Joanna Scotcher’s design is minimal: a railway track with an oblong of earth at its centre. It is used to depict both Anna’s downfall, with Karenina slinging mud at her in a scene straight out of Buñuel’s Belle de Jour; and her demise, where the train lines come in to play in the abrupt finale. The Courtyard for both of these productions has been transformed to be in the round, and this does cause difficulties for the cast to display their parts to all sides of the stage simultaneously. But Clifford has done a great job in truncating the epic into a series of symbolic sequences. And the casting of the characters and their direction by the irrepressible Ellen McDougall is second to none.

 

2(l-r) Ony Uhiara as Anna, Jonathan Keeble as Karenin and Robert Gilbert as Vronsky in ANNA KARENINA (Royal Exchange Theatre until 2 May). Photo - Jonathan Keenan

 

Ony Uhiara’s Anna is suitably complex and played with impassioned intensity, while her cuckolded husband is given a comic take by Jonathan Keeble, though we are very much laughing at him rather than with him. Robert Gilbert as Vromsky reveals his character as a flirtatious player who shows the double standards of society’s judgements; where Anna is marked as a fallen woman, he is revered as a man about town.

 

5Ony Uhiara as Anna in ANNA KARENINA (Royal Exchange Theatre until 2 May). Photo - Jonathan Keenan

Anna Karenina plays at West Yorkshire Playhouse until 13 June.

 

The Rolling Stone

Gilbert plays an entirely different role in The Rolling Stone, as Dembe’s Irish lover Sam, set in contemporary Uganda. This is a place where the extreme repression of homosexuality has gone to the levels of a sadistic witch hunt. Here no one is safe from the paranoiac ferocity of the colluding media, church and state. Ironically Dembe’s brother Joe takes great pride in becoming the pastor of an evangelical church, and it is the religious bigotry within this institution that places further pressure on its members to expose ‘sodomites’.

 

(l-r) Sule Rimi as Joe and Fiston Barek as Dembe in THE ROLLING STONE by Chris Urch (Royal Exchange Theatre until 1 May). Photo - Jonathan Keenan

 

After her deft performance as Anna, Ony Uhiara has a minor role as a mute teenager who is being sent on an enforced date with Dembe.

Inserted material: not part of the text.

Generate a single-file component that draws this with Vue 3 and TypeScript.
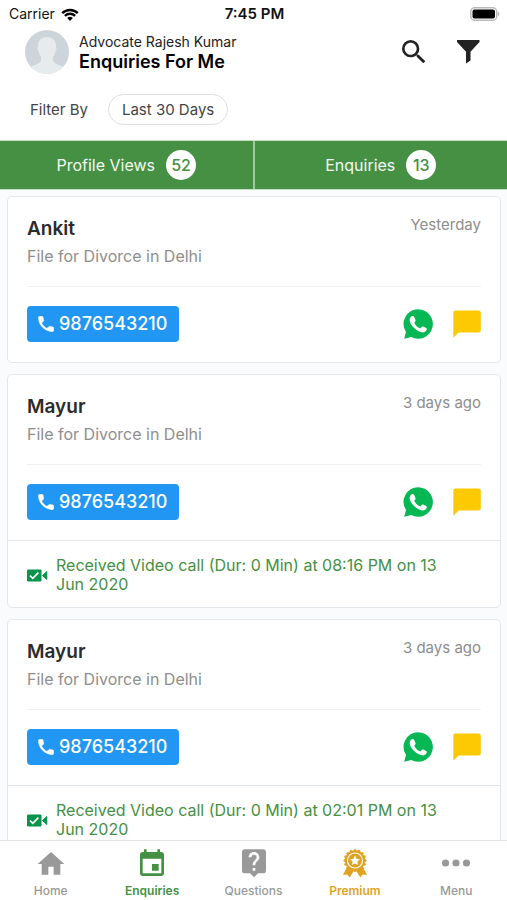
<script setup lang="ts">
interface Enquiry {
  id: number
  name: string
  when: string
  subject: string
  phone: string
  call?: string
}

interface NavItem {
  key: 'home' | 'enquiries' | 'questions' | 'premium' | 'menu'
  label: string
}

const tabs = [
  { label: 'Profile Views', count: 52 },
  { label: 'Enquiries', count: 13 },
]

const enquiries: Enquiry[] = [
  { id: 1, name: 'Ankit', when: 'Yesterday', subject: 'File for Divorce in Delhi', phone: '9876543210' },
  {
    id: 2,
    name: 'Mayur',
    when: '3 days ago',
    subject: 'File for Divorce in Delhi',
    phone: '9876543210',
    call: 'Received Video call (Dur: 0 Min) at 08:16 PM on 13 Jun 2020',
  },
  {
    id: 3,
    name: 'Mayur',
    when: '3 days ago',
    subject: 'File for Divorce in Delhi',
    phone: '9876543210',
    call: 'Received Video call (Dur: 0 Min) at 02:01 PM on 13 Jun 2020',
  },
]

const navItems: NavItem[] = [
  { key: 'home', label: 'Home' },
  { key: 'enquiries', label: 'Enquiries' },
  { key: 'questions', label: 'Questions' },
  { key: 'premium', label: 'Premium' },
  { key: 'menu', label: 'Menu' },
]

// Scalloped outline of the premium rosette
const scallops = Array.from({ length: 16 }, (_, i) => {
  const a = (i * Math.PI) / 8
  return { x: 16 + 10 * Math.cos(a), y: 12.5 + 10 * Math.sin(a) }
})
</script>

<template>
  <div class="screen">
    <div class="status">
      <div class="carrier">
        <span>Carrier</span>
        <svg class="wifi" viewBox="0 0 18 13" aria-hidden="true">
          <path d="M1.2 5.1a11.2 11.2 0 0 1 15.6 0" />
          <path d="M3.9 7.9a7.3 7.3 0 0 1 10.2 0" />
          <path class="dot" d="M9 13 6.2 10.1a4 4 0 0 1 5.6 0z" />
        </svg>
      </div>
      <div class="clock">7:45 PM</div>
      <div class="power">
        <svg class="battery" viewBox="0 0 30 14" aria-hidden="true">
          <rect x="0.75" y="0.75" width="26" height="12.5" rx="4" fill="#fff" stroke="#b9b9b9" stroke-width="1.5" />
          <rect x="2.5" y="2.5" width="22.5" height="9" rx="2" fill="#000" />
          <path d="M28 4.5a3 3 0 0 1 0 5z" fill="#b9b9b9" />
        </svg>
      </div>
    </div>

    <header class="header">
      <svg class="avatar" viewBox="0 0 44 44" aria-hidden="true">
        <defs>
          <clipPath id="avatar-clip"><circle cx="22" cy="22" r="22" /></clipPath>
        </defs>
        <g clip-path="url(#avatar-clip)">
          <rect width="44" height="44" fill="#cdd5db" />
          <path
            fill="#e6ecee"
            d="M22 7c5.5 0 9 3.500 9 9 0 1 .6 1.500.5 3-.2 1.500-1 2-1.300 3-.5 2-1.200 3.500-2.200 4.500v4c1 3 5 4 8.500 5.500 3 1.300 5 3.500 5.500 8H2c.5-4.500 2.500-6.700 5.500-8C11 34.500 15 33.500 16 30.500v-4c-1-1-1.700-2.500-2.200-4.500-.3-1-1.100-1.500-1.300-3-.1-1.500.5-2 .5-3 0-5.500 3.500-9 9-9z"
          />
        </g>
      </svg>
      <div class="titles">
        <div class="person">Advocate Rajesh Kumar</div>
        <h1>Enquiries For Me</h1>
      </div>
      <div class="tools">
        <button type="button" aria-label="Search">
          <svg viewBox="0 0 24 24" aria-hidden="true">
            <path
              d="M15.500 14h-.79l-.28-.27A6.470 6.470 0 0 0 16 9.500 6.500 6.500 0 1 0 9.500 16c1.610 0 3.090-.59 4.230-1.570l.27.28v.79l5 4.990L20.490 19l-4.990-5zm-6 0C7.010 14 5 11.990 5 9.500S7.010 5 9.500 5 14 7.010 14 9.500 11.990 14 9.500 14z"
            />
          </svg>
        </button>
        <button type="button" aria-label="Filter">
          <svg viewBox="0 0 32 32" aria-hidden="true">
            <path d="M5 4h22.500v2L18.500 15.800v8.700l-4.500 3V15.800L5 6z" />
          </svg>
        </button>
      </div>
    </header>

    <div class="filters">
      <span>Filter By</span>
      <button type="button" class="chip">Last 30 Days</button>
    </div>

    <div class="tabs">
      <button v-for="tab in tabs" :key="tab.label" type="button" class="tab">
        <span>{{ tab.label }}</span>
        <span class="count">{{ tab.count }}</span>
      </button>
    </div>

    <main class="list">
      <article v-for="item in enquiries" :key="item.id" class="card">
        <div class="body">
          <div class="top">
            <h2>{{ item.name }}</h2>
            <span class="when">{{ item.when }}</span>
          </div>
          <p class="subject">{{ item.subject }}</p>
          <div class="actions">
            <a class="phone" :href="'tel:' + item.phone">
              <svg viewBox="0 0 24 24" aria-hidden="true">
                <path
                  d="M6.620 10.790c1.440 2.830 3.760 5.140 6.590 6.590l2.200-2.200c.27-.27.67-.36 1.020-.24 1.120.37 2.330.57 3.570.57.550 0 1 .450 1 1V20c0 .550-.450 1-1 1C10.610 21 3 13.390 3 4c0-.550.450-1 1-1h3.500c.550 0 1 .450 1 1 0 1.250.2 2.450.57 3.570.11.350.03.740-.250 1.020l-2.200 2.200z"
                />
              </svg>
              <span>{{ item.phone }}</span>
            </a>
            <button type="button" class="icon" aria-label="WhatsApp">
              <svg class="whatsapp" viewBox="0 0 30 30" aria-hidden="true">
                <path fill="#06b853" d="M15.200.3a14.700 14.700 0 1 1-6.900 27.700L1.200 29.700 3 23A14.700 14.700 0 0 1 15.200.3z" />
                <path
                  fill="#fff"
                  d="M7.200 8.900c.8-1.500 2.100-2 3.100-1.700.5.1.8.5 1 1l1.200 2.900c.2.5.1.9-.2 1.300l-1.100 1.400c1.300 2.600 3.200 4.500 6.100 5.700l1.500-1.700c.4-.4.8-.5 1.300-.3l3 1.400c.6.3.9.6.8 1.200-.2 2-2.200 3.300-4 3.300-2.900 0-6.200-1.800-8.800-4.300-2.700-2.600-4.500-5.700-4.500-8 0-.8.2-1.600.6-2.200z"
                />
              </svg>
            </button>
            <button type="button" class="icon" aria-label="Message">
              <svg class="chat" viewBox="0 0 28 28" aria-hidden="true">
                <path fill="#fdc903" d="M2.500.5h23A2.300 2.300 0 0 1 27.800 2.800v17.400a2.300 2.300 0 0 1-2.300 2.300H5.700L.3 27.800v-25A2.300 2.300 0 0 1 2.500.5z" />
              </svg>
            </button>
          </div>
        </div>
        <div v-if="item.call" class="call">
          <svg viewBox="0 0 21 13" aria-hidden="true">
            <rect y="0.500" width="14.500" height="12" rx="1.200" fill="#07944a" />
            <path d="M15.500 6.500 19.800 2.500v8z" fill="#07944a" stroke="#07944a" stroke-width="1" stroke-linejoin="round" />
            <path d="m3 6.600 2.800 2.700 5.600-5.600" fill="none" stroke="#fff" stroke-width="1.700" />
          </svg>
          <span>{{ item.call }}</span>
        </div>
      </article>
    </main>

    <nav class="nav">
      <a v-for="item in navItems" :key="item.key" href="#" :class="['nav-item', item.key]">
        <svg v-if="item.key === 'home'" viewBox="0 0 24 24" aria-hidden="true">
          <path d="M10 20v-6h4v6h5v-8h3L12 3 2 12h3v8z" />
        </svg>
        <svg v-else-if="item.key === 'enquiries'" viewBox="0 0 24 24" aria-hidden="true">
          <path
            d="M17 12h-5v5h5v-5zM16 1v2H8V1H6v2H5c-1.110 0-1.990.9-1.990 2L3 19c0 1.100.89 2 2 2h14c1.100 0 2-.9 2-2V5c0-1.100-.9-2-2-2h-1V1h-2zm3 18H5V8h14v11z"
          />
        </svg>
        <svg v-else-if="item.key === 'questions'" viewBox="0 0 24 24" aria-hidden="true">
          <path
            d="M19 1H5c-1.110 0-2 .9-2 2v14c0 1.100.89 2 2 2h4l3 3 3-3h4c1.100 0 2-.9 2-2V3c0-1.100-.9-2-2-2zm-6 16h-2v-2h2v2zm2.070-7.750l-.9.920C13.450 10.900 13 11.500 13 13h-2v-.5c0-1.100.450-2.100 1.170-2.830l1.240-1.260c.37-.36.590-.86.590-1.410 0-1.100-.9-2-2-2s-2 .9-2 2H8c0-2.210 1.790-4 4-4s4 1.790 4 4c0 .880-.36 1.680-.93 2.250z"
          />
        </svg>
        <svg v-else-if="item.key === 'premium'" viewBox="0 0 32 32" aria-hidden="true">
          <path d="M8 19 4 27l4.400-.4 2.300 3L15 22.500h2l4.300 7.100 2.300-3 4.400.4L24 19z" />
          <circle v-for="(s, i) in scallops" :key="i" :cx="s.x" :cy="s.y" r="1.500" />
          <circle cx="16" cy="12.500" r="10.200" />
          <circle cx="16" cy="12.500" r="7.500" fill="none" stroke="#fff" stroke-width="1.100" />
          <path
            fill="#fff"
            d="m16 7.600 1.500 3.100 3.400.5-2.500 2.400.6 3.400-3-1.600-3 1.600.6-3.400-2.500-2.400 3.400-.5z"
          />
        </svg>
        <svg v-else viewBox="0 0 32 32" aria-hidden="true">
          <circle cx="5.500" cy="15" r="3.600" />
          <circle cx="16" cy="15" r="3.600" />
          <circle cx="26.500" cy="15" r="3.600" />
        </svg>
        <span>{{ item.label }}</span>
      </a>
    </nav>
  </div>
</template>

<style>
body {
  margin: 0;
}
</style>

<style scoped>
.screen {
  height: 100vh;
  display: flex;
  flex-direction: column;
  background: #fff;
  color: #111;
  font-family: Inter, "Liberation Sans", sans-serif;
}

.screen * {
  box-sizing: border-box;
}

button {
  padding: 0;
  border: 0;
  background: none;
  color: inherit;
  font: inherit;
  cursor: pointer;
}

a {
  color: inherit;
  text-decoration: none;
}

svg {
  display: block;
  flex: none;
}

h1,
h2,
p {
  margin: 0;
}

.status {
  display: grid;
  grid-template-columns: 1fr auto 1fr;
  align-items: center;
  height: 28px;
  flex: none;
  padding: 0 7px 0 9px;
  font-size: 14px;
  line-height: 20px;
}

.carrier {
  display: flex;
  align-items: center;
  gap: 6px;
}

.wifi {
  width: 18px;
  height: 13px;
  fill: none;
  stroke: #000;
  stroke-width: 2.4;
}

.wifi .dot {
  fill: #000;
  stroke: none;
}

.clock {
  font-size: 15px;
  font-weight: 600;
}

.battery {
  width: 30px;
  height: 14px;
  margin-left: auto;
}

.header {
  display: flex;
  align-items: center;
  flex: none;
  padding: 2px 23px 0 25px;
  gap: 10px;
}

.avatar {
  width: 44px;
  height: 44px;
}

.titles {
  flex: 1;
}

.person {
  font-size: 14px;
  line-height: 20px;
  color: #222;
}

h1 {
  font-size: 18px;
  line-height: 20px;
  font-weight: 600;
  color: #000;
}

.tools {
  display: flex;
  gap: 22px;
}

.tools svg {
  width: 32px;
  height: 32px;
  fill: #222;
}

.filters {
  display: flex;
  align-items: center;
  flex: none;
  gap: 20px;
  padding: 20px 30px 15px;
  font-size: 15px;
  line-height: 20px;
  color: #444;
}

.chip {
  height: 31px;
  padding: 0 13px;
  border: 1px solid #dcdfe2;
  border-radius: 16px;
}

.tabs {
  display: flex;
  flex: none;
  height: 50px;
  border-top: 1px solid #c5e1c5;
  border-bottom: 1px solid #c5e1c5;
  background: #459043;
}

.tab {
  display: flex;
  flex: 1;
  align-items: center;
  justify-content: center;
  gap: 11px;
  color: #f3faf2;
  font-size: 16px;
  line-height: 20px;
}

.tab + .tab {
  border-left: 2px solid #a2c8a1;
}

.count {
  display: grid;
  place-items: center;
  width: 30px;
  height: 30px;
  border-radius: 50%;
  background: #fff;
  color: #459043;
  font-size: 16px;
  font-weight: 500;
}

.list {
  display: flex;
  flex: 1;
  flex-direction: column;
  gap: 11px;
  min-height: 0;
  overflow: hidden;
  padding: 6px 6px 0 7px;
  background: #fafbfd;
}

.card {
  flex: none;
  border: 1px solid #e3e8ec;
  border-radius: 5px;
  background: #fff;
}

.body {
  padding: 19px 19px 20px;
}

.top {
  display: flex;
  justify-content: space-between;
}

h2 {
  font-size: 19px;
  line-height: 26px;
  font-weight: 600;
  color: #2b2b2b;
}

.when {
  font-size: 15px;
  line-height: 18px;
  color: #8e8e8e;
}

.subject {
  padding: 4px 0 20px;
  border-bottom: 1px solid #eef0f2;
  font-size: 16px;
  line-height: 20px;
  color: #8e8e8e;
}

.actions {
  display: flex;
  align-items: center;
  gap: 20px;
  padding-top: 19px;
}

.phone {
  display: flex;
  align-items: center;
  gap: 3px;
  height: 36px;
  margin-right: auto;
  padding: 0 12px 0 9px;
  border-radius: 4px;
  background: #2196f3;
  color: #fff;
  font-size: 18px;
  line-height: 24px;
  font-weight: 500;
}

.phone svg {
  width: 20px;
  height: 20px;
  fill: #fff;
  stroke: #fff;
  stroke-width: 0.8;
}

.whatsapp {
  width: 30px;
  height: 30px;
}

.chat {
  width: 28px;
  height: 28px;
}

.call {
  display: flex;
  align-items: center;
  gap: 8px;
  padding: 15px 48px 13px 19px;
  border-top: 1px solid #e3e8ec;
  color: #459043;
  font-size: 16px;
  line-height: 19px;
}

.call svg {
  width: 21px;
  height: 13px;
}

.nav {
  display: flex;
  flex: none;
  height: 60px;
  border-top: 1px solid #e0e2e4;
  background: #fff;
}

.nav-item {
  display: flex;
  flex: 1;
  flex-direction: column;
  align-items: center;
  gap: 3px;
  padding-top: 7px;
  color: #999;
  font-size: 12px;
  line-height: 16px;
  font-weight: 500;
}

.nav-item svg {
  width: 32px;
  height: 32px;
  fill: currentColor;
}

.nav-item.enquiries {
  color: #459043;
  font-weight: 600;
}

.nav-item.premium {
  color: #dfa321;
  font-weight: 600;
}
</style>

And it is when the two are on a night out on a boating lake that the news comes of the ‘outing’ of Dembe’s secret gay affair. The title of the show comes from a newspaper that publishes photos of those accused of being a ‘kuchu’ (a derogatory anti-homosexual term). The results of this are devastating, with public lynching by vigilantes and long prison sentences for both those implicated and their families.

 

(l-r) Sule Rimi as Joe and Ony Uhiara as Naome in THE ROLLING STONE by Chris Urch (Royal Exchange Theatre until 1 May). Photo - Jonathan Keenan

 

Chris Urch’s writing is incisive and clearly captures the xenophobic and homophobic zeitgeist of modern day Uganda. McDougall’s direction again is supremely confident and carries great depth and emotion that the ensemble brings out with dexterity and dynamic energy. Scotcher’s simple design sees a blue velvet strip with a raised area that starts as the idyllic and intimate meeting place of Dembe and Sam and then finally as the scene of a terribly tragic and tempestuous end.

 

(l-r) Robert Gilbert as Sam and Fiston Barek as Dembe in THE ROLLING STONE by Chris Urch (Royal Exchange Theatre until 1 May). Photo - Jonathan Keenan

 

However, I do have reservations in the way we are thrown into the two men’s relationship initially, without any real backstory. Whilst they are both clearly sexual partners (Sam is particularly explicit about this) there is a certain lack of evidence of love or romance. Perhaps this is deliberate, to show the impossibility of true love in such a psychopathic society. But it does rather remove some of the empathy we have for them in the face of adversity. Clearly we still want them to be free but their case is not helped when we see Sam so quick to doubt Dembe’s sincerity. And Dembe himself gives an impassioned hypocritical speech on turning in his own brother if he suspected him of deviance. This is for show, we assume, but does confuse our emotions. Though one thing is clear for sure, this mad persecution in Africa and its more subtle forms of prejudice at home are highlighted eloquently by Urch in this powerful play that both moves and informs us.

The Rolling Stone  played at West Yorkshire Playhouse, 12 to 23 May.